**Given task**
Please transcribe the data below exactly. Leave the pictures out.

**Collected data**
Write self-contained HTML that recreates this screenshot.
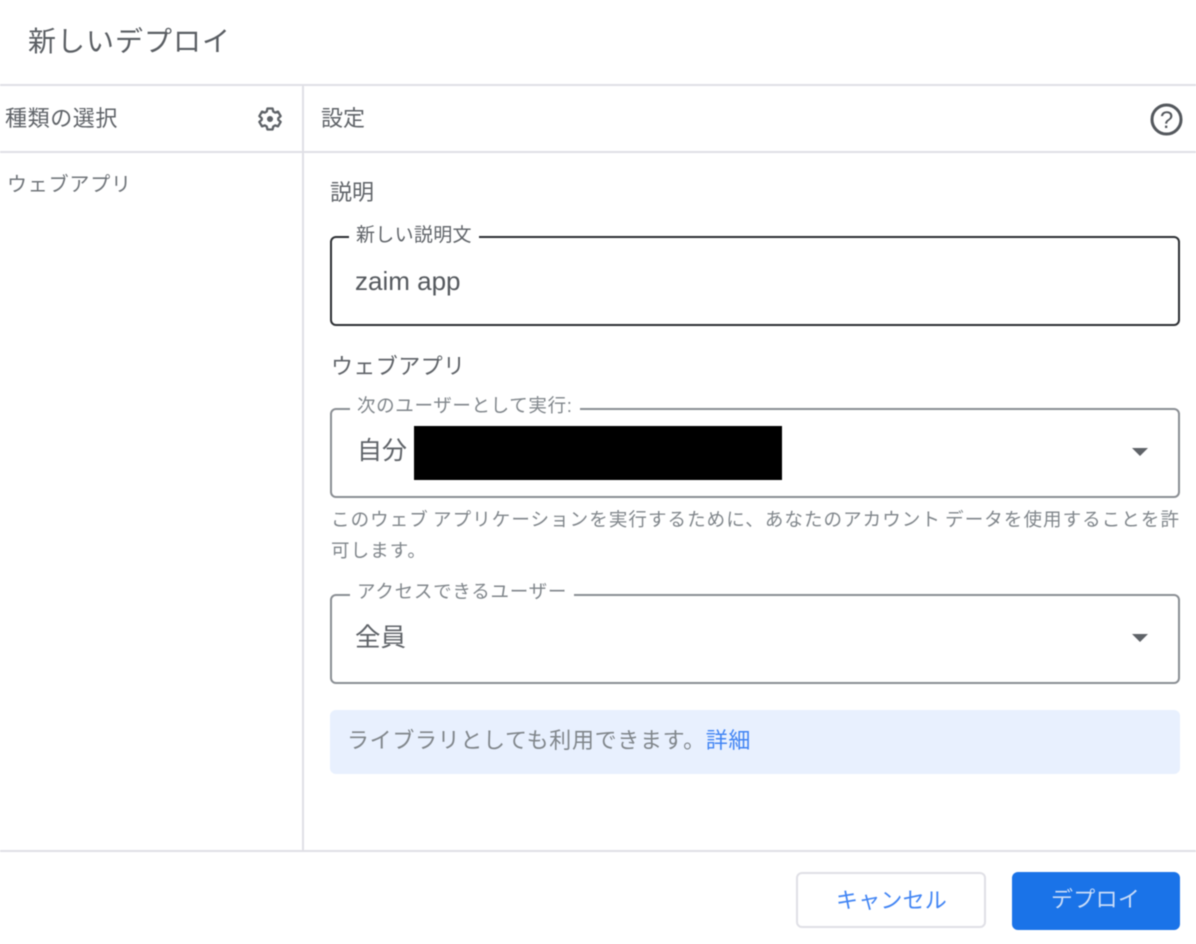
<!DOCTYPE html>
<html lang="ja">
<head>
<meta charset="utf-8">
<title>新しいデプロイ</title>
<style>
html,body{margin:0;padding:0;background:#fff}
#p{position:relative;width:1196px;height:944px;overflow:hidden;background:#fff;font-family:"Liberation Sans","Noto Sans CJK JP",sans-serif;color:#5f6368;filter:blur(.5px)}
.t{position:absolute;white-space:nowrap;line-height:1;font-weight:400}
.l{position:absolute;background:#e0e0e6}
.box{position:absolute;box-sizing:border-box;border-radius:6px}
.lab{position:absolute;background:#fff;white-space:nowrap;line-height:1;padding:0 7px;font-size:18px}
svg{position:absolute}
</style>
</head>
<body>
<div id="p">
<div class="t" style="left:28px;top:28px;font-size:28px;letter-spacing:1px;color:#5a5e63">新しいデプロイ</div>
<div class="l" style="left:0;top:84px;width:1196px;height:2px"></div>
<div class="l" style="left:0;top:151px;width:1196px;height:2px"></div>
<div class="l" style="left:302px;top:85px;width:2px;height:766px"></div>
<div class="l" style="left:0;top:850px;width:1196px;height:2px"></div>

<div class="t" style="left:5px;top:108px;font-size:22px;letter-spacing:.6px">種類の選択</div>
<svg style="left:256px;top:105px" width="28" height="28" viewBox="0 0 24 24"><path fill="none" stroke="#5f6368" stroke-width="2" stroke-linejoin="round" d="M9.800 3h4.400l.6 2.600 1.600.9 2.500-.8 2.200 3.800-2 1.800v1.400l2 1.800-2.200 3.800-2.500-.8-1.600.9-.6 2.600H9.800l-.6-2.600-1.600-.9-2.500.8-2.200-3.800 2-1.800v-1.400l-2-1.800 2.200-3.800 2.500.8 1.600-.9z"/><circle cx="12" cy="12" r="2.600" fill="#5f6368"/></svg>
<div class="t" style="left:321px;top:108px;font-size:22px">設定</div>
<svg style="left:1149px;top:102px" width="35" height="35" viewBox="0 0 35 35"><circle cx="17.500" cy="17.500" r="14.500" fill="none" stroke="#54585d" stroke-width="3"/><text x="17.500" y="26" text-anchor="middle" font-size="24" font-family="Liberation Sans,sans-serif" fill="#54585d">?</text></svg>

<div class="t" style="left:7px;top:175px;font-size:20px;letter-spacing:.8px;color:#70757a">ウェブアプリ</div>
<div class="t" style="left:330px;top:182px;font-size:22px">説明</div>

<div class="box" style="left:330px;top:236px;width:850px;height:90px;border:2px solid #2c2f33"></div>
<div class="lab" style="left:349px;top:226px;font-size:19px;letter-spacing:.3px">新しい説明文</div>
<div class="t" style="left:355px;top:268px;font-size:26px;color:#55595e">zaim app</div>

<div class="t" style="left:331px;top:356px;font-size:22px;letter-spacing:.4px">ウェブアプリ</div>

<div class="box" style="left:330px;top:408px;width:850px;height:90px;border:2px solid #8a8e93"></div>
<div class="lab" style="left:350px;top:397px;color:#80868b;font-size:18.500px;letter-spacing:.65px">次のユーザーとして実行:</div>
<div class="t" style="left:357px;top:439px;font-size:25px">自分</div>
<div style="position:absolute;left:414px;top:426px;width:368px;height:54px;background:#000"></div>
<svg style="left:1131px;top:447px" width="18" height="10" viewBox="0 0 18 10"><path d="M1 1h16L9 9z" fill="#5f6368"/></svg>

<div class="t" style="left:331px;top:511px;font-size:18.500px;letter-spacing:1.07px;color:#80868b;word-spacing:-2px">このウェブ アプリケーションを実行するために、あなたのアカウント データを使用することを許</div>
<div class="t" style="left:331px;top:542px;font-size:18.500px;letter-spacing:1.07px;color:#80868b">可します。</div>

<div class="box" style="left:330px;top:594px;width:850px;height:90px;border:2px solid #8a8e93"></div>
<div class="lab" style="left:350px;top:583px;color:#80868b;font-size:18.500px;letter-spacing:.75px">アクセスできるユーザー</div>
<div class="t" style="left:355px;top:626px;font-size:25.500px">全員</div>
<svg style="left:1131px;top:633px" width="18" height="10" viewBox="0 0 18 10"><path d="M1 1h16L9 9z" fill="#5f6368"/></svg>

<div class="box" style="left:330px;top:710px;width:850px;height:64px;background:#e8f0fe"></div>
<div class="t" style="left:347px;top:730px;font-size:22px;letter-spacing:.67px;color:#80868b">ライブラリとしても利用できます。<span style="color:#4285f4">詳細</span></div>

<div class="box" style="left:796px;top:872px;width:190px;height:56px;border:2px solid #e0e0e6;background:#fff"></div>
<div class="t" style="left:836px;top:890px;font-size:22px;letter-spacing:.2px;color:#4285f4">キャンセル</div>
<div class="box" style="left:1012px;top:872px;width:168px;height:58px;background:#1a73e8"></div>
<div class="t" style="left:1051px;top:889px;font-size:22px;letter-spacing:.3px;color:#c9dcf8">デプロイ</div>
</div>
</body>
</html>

**Result of this exercise**
Write self-contained HTML that recreates this screenshot.
<!DOCTYPE html>
<html lang="ja">
<head>
<meta charset="utf-8">
<title>新しいデプロイ</title>
<style>
html,body{margin:0;padding:0;background:#fff}
#p{position:relative;width:1196px;height:944px;overflow:hidden;background:#fff;font-family:"Liberation Sans","Noto Sans CJK JP",sans-serif;color:#5f6368;filter:blur(.5px)}
.t{position:absolute;white-space:nowrap;line-height:1;font-weight:400}
.l{position:absolute;background:#e0e0e6}
.box{position:absolute;box-sizing:border-box;border-radius:6px}
.lab{position:absolute;background:#fff;white-space:nowrap;line-height:1;padding:0 7px;font-size:18px}
svg{position:absolute}
</style>
</head>
<body>
<div id="p">
<div class="t" style="left:28px;top:28px;font-size:28px;letter-spacing:1px;color:#5a5e63">新しいデプロイ</div>
<div class="l" style="left:0;top:84px;width:1196px;height:2px"></div>
<div class="l" style="left:0;top:151px;width:1196px;height:2px"></div>
<div class="l" style="left:302px;top:85px;width:2px;height:766px"></div>
<div class="l" style="left:0;top:850px;width:1196px;height:2px"></div>

<div class="t" style="left:5px;top:108px;font-size:22px;letter-spacing:.6px">種類の選択</div>
<svg style="left:256px;top:105px" width="28" height="28" viewBox="0 0 24 24"><path fill="none" stroke="#5f6368" stroke-width="2" stroke-linejoin="round" d="M9.800 3h4.400l.6 2.600 1.600.9 2.500-.8 2.200 3.800-2 1.800v1.400l2 1.800-2.200 3.800-2.500-.8-1.600.9-.6 2.600H9.800l-.6-2.600-1.600-.9-2.500.8-2.200-3.800 2-1.800v-1.400l-2-1.800 2.200-3.800 2.500.8 1.600-.9z"/><circle cx="12" cy="12" r="2.600" fill="#5f6368"/></svg>
<div class="t" style="left:321px;top:108px;font-size:22px">設定</div>
<svg style="left:1149px;top:102px" width="35" height="35" viewBox="0 0 35 35"><circle cx="17.500" cy="17.500" r="14.500" fill="none" stroke="#54585d" stroke-width="3"/><text x="17.500" y="26" text-anchor="middle" font-size="24" font-family="Liberation Sans,sans-serif" fill="#54585d">?</text></svg>

<div class="t" style="left:7px;top:175px;font-size:20px;letter-spacing:.8px;color:#70757a">ウェブアプリ</div>
<div class="t" style="left:330px;top:182px;font-size:22px">説明</div>

<div class="box" style="left:330px;top:236px;width:850px;height:90px;border:2px solid #2c2f33"></div>
<div class="lab" style="left:349px;top:226px;font-size:19px;letter-spacing:.3px">新しい説明文</div>
<div class="t" style="left:355px;top:268px;font-size:26px;color:#55595e">zaim app</div>

<div class="t" style="left:331px;top:356px;font-size:22px;letter-spacing:.4px">ウェブアプリ</div>

<div class="box" style="left:330px;top:408px;width:850px;height:90px;border:2px solid #8a8e93"></div>
<div class="lab" style="left:350px;top:397px;color:#80868b;font-size:18.500px;letter-spacing:.65px">次のユーザーとして実行:</div>
<div class="t" style="left:357px;top:439px;font-size:25px">自分</div>
<div style="position:absolute;left:414px;top:426px;width:368px;height:54px;background:#000"></div>
<svg style="left:1131px;top:447px" width="18" height="10" viewBox="0 0 18 10"><path d="M1 1h16L9 9z" fill="#5f6368"/></svg>

<div class="t" style="left:331px;top:511px;font-size:18.500px;letter-spacing:1.07px;color:#80868b;word-spacing:-2px">このウェブ アプリケーションを実行するために、あなたのアカウント データを使用することを許</div>
<div class="t" style="left:331px;top:542px;font-size:18.500px;letter-spacing:1.07px;color:#80868b">可します。</div>

<div class="box" style="left:330px;top:594px;width:850px;height:90px;border:2px solid #8a8e93"></div>
<div class="lab" style="left:350px;top:583px;color:#80868b;font-size:18.500px;letter-spacing:.75px">アクセスできるユーザー</div>
<div class="t" style="left:355px;top:626px;font-size:25.500px">全員</div>
<svg style="left:1131px;top:633px" width="18" height="10" viewBox="0 0 18 10"><path d="M1 1h16L9 9z" fill="#5f6368"/></svg>

<div class="box" style="left:330px;top:710px;width:850px;height:64px;background:#e8f0fe"></div>
<div class="t" style="left:347px;top:730px;font-size:22px;letter-spacing:.67px;color:#80868b">ライブラリとしても利用できます。<span style="color:#4285f4">詳細</span></div>

<div class="box" style="left:796px;top:872px;width:190px;height:56px;border:2px solid #e0e0e6;background:#fff"></div>
<div class="t" style="left:836px;top:890px;font-size:22px;letter-spacing:.2px;color:#4285f4">キャンセル</div>
<div class="box" style="left:1012px;top:872px;width:168px;height:58px;background:#1a73e8"></div>
<div class="t" style="left:1051px;top:889px;font-size:22px;letter-spacing:.3px;color:#c9dcf8">デプロイ</div>
</div>
</body>
</html>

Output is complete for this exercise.